P.H. Drayer Company builds horse barns and performs fencing projects that can range from $10,000 to more than $200,000 in value. Drayer employs about 10 workers and, “though we’ve had some winters where I’ve had to do some layoffs, we’re usually able to keep our employees on the payroll.”
Workers can sometimes be switched from doing carpentry to fencing, since the latter can be performed until mid-January and then resumed in March. By January, Drayer explains, frost reaches 6 to 8 inches in depth and prevents digging.

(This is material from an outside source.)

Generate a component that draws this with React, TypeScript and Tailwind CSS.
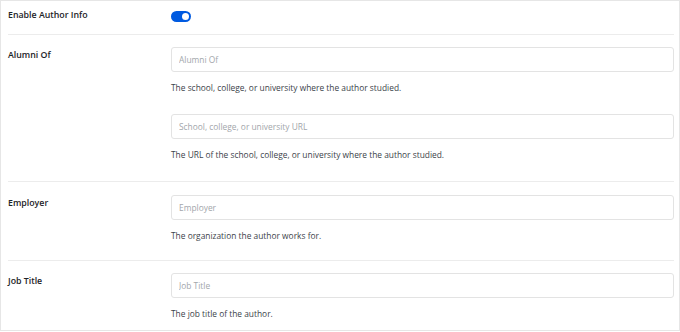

Then by March, he continues, the muddy season is usually over and soil is firm enough to install fencing.
Another winter challenge, Drayer points out, has nothing to do with the weather. “It’s also the calendar,” he says. “People want time off during the holidays, then your Christmas credit card bills become due, it’s time to do your taxes, and you’re paying higher heating bills.”
Drayer works in a region that enjoys robust growth and has a large transient population, so he actively advertises for new business. “I find that I need to advertise more, not less, in the winter,” he says, “so that I can keep jobs coming in and ready to start when the spring building season arrives.”
Winter construction “can be discouraging and working outside in the cold can sometimes make you wonder if you’ve chosen the right profession,” Drayer admits. And his advice for winning the cold war? “I still think it would be a good idea if you could find some way for your crews to quit watching the Weather Channel,” he laughs.